Politics, Egyptology and revolution
In May 1919, the British government decided to send a Special Mission headed by Lord Milner, Secretary of State for the Colonies, to investigate the causes of the 1919 Egyptian revolution, and determine the future status of Egypt and what policies Great Britain ought to implement there. The political conclusions of the Mission were straightforward enough. According to the report, the time when Britain could exercise direct control over Egypt had passed, and the aspirations of Egyptian nationalism should be acknowledged – this eventually led to independence in 1922. Less known, however, are the archaeological consequences of the Mission, in which I thought (hoped) you might be interested … A separate report on the Antiquities Department, which was in charge of everything archaeological in the country, was written, emphasising that a bad administration of the French-controlled Department could undermine the British position in Egypt.
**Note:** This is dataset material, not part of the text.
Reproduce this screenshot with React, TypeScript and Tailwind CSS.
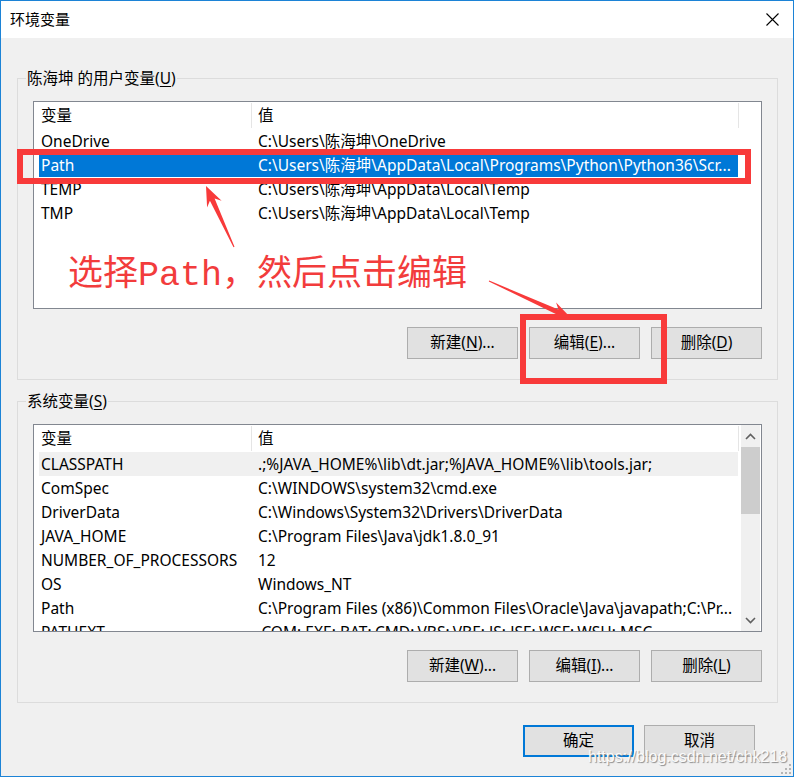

The report suggested the Cairo Museum should recruit more staff in order to ensure the protection of the artefacts. It also urged the Antiquities Department to either excavate the sites it reserved to itself or let others do so if it couldn’t secure the necessary funding, and it suggested the Department should be made independent. As a conclusion, the report stated that the Egyptian nationalist party, the Wafd, wished that the Department ‘should remain under European direction.’ Percy Marmaduke Tottenham, the Under-Secretary for Public Works, and Pierre Lacau, the Director of the Antiquities Department, composed a reply which has to be acknowledged as a masterpiece in passive-aggressive point scoring. They refuted rather curtly that the Department jeopardised historical knowledge and the monuments by reserving sites to itself.
Their note stated that while the Special Mission thought the partition of finds system was satisfactory, it should rather be drastically reviewed; according to the 1912 law, the excavators received either half the find or half its value, but it was ‘common justice that historical monuments and masterpieces of Art should remain in the country as the evidence of its greatness and civilisation’.
Tottenham and Lacau’s conclusion was unambiguous: ‘much criticism would disappear if the Department had something like double its present credits’ – a feeling that, I’m sure, most of us can relate to. The Special Mission’s archaeological conclusions actually had very few consequences in Egypt – even though the Department’s budget was increased. They may have found greater resonance on the banks of the Nile had the Frenchman not initiated a real revolution in the conduct of egyptological affairs – and not just for the sake of annoying the British (I think).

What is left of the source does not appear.